Interface markup and scripts
::::
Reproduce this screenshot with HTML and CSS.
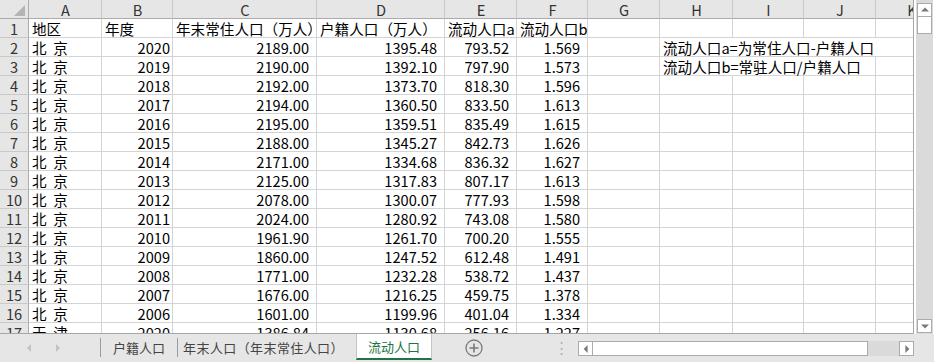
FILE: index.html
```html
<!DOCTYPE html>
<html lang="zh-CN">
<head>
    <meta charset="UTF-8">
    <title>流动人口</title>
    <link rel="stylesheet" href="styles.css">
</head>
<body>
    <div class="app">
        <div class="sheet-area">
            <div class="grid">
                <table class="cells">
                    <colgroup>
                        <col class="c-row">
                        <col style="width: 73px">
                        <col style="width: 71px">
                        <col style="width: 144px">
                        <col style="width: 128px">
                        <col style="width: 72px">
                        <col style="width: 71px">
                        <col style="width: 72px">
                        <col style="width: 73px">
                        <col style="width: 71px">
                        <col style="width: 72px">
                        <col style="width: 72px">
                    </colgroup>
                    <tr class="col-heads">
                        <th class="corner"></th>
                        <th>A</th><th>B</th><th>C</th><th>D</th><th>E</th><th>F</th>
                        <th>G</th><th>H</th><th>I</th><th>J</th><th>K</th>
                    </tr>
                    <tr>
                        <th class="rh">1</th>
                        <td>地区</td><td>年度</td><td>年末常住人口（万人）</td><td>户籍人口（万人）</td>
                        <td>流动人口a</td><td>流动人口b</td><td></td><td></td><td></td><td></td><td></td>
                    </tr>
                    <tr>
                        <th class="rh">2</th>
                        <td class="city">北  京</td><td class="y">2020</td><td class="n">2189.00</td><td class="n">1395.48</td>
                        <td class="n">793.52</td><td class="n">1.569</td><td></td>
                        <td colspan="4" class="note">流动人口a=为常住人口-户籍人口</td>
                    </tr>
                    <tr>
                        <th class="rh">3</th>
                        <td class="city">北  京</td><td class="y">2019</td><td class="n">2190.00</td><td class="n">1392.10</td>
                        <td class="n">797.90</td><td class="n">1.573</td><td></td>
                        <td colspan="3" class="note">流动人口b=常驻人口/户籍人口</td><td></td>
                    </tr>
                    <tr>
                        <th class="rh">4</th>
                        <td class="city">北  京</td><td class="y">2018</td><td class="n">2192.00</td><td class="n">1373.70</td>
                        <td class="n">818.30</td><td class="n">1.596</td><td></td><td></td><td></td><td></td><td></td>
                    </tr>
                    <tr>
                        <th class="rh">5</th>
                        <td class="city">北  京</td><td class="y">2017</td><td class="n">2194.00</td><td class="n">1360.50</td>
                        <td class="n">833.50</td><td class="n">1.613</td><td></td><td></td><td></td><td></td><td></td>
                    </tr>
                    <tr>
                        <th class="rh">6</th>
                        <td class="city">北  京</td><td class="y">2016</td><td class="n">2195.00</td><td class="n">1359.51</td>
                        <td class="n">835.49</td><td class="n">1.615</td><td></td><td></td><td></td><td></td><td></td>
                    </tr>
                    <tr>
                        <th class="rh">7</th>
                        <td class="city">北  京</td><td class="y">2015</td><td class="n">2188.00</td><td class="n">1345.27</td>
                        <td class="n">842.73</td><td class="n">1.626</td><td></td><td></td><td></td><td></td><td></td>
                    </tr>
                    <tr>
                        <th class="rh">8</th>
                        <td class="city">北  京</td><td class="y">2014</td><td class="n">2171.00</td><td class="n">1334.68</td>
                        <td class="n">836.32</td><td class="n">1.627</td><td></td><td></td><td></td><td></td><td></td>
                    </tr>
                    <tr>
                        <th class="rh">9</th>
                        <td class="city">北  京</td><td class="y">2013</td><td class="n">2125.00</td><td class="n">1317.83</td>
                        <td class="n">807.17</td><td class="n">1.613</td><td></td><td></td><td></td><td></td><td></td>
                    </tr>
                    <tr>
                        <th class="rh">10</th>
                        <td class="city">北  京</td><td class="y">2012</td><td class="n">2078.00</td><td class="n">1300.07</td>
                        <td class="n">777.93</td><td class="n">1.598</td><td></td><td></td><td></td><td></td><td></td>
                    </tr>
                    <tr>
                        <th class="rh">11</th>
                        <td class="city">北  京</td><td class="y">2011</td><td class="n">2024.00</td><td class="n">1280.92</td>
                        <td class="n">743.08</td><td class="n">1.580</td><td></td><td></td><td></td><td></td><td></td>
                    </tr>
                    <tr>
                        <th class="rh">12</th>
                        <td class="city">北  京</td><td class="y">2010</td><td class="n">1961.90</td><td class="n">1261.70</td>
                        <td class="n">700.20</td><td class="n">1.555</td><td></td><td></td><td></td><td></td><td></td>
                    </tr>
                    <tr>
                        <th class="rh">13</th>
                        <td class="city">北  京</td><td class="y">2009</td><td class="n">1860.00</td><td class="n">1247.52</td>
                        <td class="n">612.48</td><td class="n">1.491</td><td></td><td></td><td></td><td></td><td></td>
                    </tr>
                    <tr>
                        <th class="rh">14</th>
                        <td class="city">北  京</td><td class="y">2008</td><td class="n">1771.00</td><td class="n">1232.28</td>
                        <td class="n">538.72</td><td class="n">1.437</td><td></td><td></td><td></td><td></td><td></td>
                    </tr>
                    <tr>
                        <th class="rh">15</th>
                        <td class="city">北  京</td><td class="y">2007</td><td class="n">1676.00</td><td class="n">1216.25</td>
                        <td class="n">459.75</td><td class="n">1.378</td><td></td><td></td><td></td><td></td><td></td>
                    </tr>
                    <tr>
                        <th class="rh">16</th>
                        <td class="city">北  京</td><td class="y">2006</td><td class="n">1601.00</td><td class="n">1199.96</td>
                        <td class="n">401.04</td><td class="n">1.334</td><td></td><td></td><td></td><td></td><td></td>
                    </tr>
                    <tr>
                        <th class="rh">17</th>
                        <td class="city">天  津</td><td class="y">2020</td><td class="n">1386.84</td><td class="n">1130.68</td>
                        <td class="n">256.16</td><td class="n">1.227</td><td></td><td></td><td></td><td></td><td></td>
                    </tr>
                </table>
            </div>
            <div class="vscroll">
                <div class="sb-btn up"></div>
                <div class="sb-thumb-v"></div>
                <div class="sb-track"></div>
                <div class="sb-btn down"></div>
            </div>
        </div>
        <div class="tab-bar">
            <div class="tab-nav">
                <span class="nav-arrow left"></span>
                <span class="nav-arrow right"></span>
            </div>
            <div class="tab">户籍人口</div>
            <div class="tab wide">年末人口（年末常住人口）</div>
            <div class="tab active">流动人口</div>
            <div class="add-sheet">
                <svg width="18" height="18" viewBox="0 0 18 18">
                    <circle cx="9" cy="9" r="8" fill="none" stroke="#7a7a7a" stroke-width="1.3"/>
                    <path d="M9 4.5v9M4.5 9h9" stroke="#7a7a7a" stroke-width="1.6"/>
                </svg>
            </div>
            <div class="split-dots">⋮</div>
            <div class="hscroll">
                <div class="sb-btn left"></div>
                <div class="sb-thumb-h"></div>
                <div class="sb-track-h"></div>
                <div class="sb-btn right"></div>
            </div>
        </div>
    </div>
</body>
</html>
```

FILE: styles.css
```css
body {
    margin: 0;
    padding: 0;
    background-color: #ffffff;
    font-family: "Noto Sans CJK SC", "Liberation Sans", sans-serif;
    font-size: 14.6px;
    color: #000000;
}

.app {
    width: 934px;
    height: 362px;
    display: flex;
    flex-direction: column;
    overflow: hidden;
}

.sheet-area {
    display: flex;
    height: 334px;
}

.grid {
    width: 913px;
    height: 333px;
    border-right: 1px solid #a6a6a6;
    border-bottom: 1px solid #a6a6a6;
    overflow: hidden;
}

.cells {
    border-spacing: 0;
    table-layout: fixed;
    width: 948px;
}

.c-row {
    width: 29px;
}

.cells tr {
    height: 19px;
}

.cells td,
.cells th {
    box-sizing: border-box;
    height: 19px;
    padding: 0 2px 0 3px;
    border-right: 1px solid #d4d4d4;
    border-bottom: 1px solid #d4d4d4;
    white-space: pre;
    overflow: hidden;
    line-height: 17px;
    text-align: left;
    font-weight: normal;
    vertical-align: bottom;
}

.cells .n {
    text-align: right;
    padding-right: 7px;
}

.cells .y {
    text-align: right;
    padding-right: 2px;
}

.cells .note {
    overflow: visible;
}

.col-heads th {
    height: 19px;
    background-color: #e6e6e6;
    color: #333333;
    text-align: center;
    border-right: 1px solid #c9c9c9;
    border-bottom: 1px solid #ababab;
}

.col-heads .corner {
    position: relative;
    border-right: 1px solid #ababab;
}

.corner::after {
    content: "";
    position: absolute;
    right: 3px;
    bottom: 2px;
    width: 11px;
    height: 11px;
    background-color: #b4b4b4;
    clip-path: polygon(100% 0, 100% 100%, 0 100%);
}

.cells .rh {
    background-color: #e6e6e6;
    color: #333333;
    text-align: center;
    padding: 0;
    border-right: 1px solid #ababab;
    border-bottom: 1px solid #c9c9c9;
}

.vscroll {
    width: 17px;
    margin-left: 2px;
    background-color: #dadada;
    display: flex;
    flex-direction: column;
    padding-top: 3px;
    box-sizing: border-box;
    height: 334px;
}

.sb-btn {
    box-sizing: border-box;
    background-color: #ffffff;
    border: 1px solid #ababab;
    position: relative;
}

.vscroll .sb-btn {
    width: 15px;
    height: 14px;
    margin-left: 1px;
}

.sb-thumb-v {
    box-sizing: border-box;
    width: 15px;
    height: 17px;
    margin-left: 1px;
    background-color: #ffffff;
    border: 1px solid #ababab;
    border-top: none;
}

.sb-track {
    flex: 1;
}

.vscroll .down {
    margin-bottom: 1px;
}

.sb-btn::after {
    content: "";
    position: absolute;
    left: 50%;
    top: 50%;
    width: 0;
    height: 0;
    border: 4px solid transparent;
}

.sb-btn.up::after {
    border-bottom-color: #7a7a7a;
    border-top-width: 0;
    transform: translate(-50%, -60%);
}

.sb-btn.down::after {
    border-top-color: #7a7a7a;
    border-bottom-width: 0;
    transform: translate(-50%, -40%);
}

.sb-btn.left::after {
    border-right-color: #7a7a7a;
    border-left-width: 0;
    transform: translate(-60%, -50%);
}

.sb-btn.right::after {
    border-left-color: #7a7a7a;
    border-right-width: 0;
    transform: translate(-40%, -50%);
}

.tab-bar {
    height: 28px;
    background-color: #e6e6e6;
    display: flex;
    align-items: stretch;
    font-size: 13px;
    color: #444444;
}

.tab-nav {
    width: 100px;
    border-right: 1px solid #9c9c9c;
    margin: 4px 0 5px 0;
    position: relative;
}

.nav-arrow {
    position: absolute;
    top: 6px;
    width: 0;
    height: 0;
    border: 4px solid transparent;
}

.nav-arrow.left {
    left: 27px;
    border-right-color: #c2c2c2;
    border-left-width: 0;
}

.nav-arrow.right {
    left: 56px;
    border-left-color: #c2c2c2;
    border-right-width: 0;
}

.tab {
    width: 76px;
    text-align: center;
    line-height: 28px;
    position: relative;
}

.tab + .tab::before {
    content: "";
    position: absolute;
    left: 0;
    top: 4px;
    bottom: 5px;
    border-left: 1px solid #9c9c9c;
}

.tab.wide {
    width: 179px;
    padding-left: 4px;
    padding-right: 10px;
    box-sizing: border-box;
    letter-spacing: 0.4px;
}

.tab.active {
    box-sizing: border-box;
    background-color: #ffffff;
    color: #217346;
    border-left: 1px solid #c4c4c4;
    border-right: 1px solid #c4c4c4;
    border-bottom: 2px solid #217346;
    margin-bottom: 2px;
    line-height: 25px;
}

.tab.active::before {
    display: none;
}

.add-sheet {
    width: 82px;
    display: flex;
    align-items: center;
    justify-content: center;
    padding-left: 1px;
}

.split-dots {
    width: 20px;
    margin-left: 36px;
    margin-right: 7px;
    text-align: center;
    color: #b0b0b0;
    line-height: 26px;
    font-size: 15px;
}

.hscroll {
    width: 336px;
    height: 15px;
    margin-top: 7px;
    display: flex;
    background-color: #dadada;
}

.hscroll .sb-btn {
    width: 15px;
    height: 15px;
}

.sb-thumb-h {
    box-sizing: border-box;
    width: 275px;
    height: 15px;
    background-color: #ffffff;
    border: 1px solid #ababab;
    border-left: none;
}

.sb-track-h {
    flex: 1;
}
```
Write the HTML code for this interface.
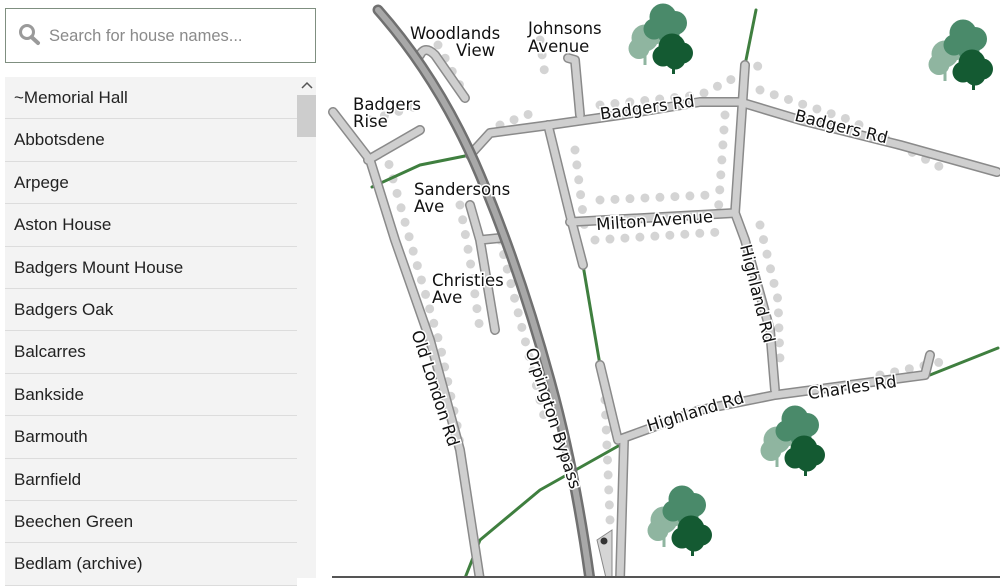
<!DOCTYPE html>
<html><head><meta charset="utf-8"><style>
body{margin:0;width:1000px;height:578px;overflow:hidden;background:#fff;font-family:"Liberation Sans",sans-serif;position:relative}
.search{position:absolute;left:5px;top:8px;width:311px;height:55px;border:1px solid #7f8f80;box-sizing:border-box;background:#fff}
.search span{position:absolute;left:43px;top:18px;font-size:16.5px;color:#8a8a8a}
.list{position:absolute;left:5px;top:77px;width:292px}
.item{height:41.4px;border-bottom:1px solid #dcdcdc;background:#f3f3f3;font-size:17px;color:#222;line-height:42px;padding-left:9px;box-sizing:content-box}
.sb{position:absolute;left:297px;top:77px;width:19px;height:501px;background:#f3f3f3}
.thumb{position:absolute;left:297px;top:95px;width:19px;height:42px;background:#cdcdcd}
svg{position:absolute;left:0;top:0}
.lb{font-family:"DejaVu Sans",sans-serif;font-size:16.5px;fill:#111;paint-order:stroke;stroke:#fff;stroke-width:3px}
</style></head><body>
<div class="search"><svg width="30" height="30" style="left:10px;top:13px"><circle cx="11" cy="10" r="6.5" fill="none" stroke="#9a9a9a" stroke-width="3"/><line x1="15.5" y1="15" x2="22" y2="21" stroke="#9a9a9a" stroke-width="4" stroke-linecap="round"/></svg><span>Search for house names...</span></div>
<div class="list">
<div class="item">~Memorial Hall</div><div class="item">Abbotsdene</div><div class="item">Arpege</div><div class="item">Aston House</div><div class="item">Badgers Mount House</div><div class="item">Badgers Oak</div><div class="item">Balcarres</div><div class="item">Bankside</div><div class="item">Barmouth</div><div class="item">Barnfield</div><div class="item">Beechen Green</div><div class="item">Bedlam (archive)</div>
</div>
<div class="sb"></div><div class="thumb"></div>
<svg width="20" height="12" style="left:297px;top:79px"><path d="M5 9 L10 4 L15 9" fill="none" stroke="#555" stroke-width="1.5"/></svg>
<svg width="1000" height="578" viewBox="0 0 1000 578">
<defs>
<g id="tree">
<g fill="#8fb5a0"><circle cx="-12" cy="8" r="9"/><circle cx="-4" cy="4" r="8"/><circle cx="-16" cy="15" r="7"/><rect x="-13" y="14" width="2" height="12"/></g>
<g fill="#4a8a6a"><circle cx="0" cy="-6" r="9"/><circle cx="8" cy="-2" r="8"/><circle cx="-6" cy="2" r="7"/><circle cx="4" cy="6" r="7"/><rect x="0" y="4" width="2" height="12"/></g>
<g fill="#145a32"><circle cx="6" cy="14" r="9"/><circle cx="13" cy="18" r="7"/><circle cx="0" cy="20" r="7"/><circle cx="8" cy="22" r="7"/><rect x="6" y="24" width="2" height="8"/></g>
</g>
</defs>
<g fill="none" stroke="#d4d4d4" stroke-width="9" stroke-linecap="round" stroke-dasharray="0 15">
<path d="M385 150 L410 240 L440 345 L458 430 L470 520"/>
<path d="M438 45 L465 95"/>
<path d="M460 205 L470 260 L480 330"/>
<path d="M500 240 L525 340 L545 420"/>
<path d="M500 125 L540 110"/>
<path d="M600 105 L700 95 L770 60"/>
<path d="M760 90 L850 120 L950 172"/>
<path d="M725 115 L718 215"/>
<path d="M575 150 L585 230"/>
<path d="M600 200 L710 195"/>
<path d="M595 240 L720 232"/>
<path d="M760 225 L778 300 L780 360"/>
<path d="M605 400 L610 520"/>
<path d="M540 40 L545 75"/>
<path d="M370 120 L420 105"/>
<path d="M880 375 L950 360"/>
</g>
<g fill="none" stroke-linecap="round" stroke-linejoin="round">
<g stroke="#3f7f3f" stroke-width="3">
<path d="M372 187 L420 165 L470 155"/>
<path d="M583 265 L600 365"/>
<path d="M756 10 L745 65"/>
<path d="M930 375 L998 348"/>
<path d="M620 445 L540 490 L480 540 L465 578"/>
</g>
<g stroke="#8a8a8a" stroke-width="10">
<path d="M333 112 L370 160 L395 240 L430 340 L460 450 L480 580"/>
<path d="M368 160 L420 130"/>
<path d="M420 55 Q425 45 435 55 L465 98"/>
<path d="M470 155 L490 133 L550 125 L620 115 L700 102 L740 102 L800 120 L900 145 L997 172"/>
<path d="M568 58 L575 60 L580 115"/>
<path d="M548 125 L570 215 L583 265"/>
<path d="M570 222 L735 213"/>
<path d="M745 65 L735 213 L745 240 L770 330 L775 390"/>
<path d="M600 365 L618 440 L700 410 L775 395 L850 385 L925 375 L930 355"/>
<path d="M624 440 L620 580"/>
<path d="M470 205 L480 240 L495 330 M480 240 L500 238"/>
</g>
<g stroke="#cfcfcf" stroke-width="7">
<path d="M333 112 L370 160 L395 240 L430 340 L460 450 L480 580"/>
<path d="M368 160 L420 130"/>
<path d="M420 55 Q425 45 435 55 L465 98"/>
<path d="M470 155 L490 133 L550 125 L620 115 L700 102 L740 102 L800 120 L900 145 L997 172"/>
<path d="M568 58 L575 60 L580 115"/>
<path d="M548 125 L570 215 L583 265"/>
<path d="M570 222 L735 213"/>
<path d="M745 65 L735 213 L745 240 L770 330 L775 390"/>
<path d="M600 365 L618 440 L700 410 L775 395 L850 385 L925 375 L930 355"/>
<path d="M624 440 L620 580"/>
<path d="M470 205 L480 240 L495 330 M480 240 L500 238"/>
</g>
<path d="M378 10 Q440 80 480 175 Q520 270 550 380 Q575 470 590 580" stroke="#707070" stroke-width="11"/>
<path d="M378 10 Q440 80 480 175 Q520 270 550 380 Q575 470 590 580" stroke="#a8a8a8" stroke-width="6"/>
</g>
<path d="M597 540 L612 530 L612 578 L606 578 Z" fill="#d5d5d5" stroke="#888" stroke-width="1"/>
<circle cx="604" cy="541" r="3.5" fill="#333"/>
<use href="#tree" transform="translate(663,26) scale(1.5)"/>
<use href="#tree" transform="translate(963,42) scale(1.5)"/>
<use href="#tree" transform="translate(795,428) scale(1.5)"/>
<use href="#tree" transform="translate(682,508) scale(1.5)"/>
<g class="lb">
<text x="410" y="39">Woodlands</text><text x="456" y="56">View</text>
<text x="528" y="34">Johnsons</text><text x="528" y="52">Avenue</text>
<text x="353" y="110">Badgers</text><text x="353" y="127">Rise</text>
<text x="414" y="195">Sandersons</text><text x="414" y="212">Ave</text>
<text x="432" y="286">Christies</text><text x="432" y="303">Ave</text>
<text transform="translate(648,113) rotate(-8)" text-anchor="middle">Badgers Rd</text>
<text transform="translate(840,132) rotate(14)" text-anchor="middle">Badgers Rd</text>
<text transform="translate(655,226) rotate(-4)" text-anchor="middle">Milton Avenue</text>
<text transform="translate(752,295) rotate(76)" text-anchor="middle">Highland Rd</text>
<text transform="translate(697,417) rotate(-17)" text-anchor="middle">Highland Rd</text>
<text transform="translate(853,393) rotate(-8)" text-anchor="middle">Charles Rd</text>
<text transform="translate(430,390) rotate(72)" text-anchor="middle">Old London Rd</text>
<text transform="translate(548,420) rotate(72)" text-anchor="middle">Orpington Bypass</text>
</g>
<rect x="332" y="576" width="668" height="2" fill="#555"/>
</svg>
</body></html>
::::
> _SHORT TASK_
Show the lines where the word "this" appears in the entries.

> _SOLUTION TO THE PROBLEM_
Reproduce this screenshot with HTML and CSS.
Write the HTML code for this interface.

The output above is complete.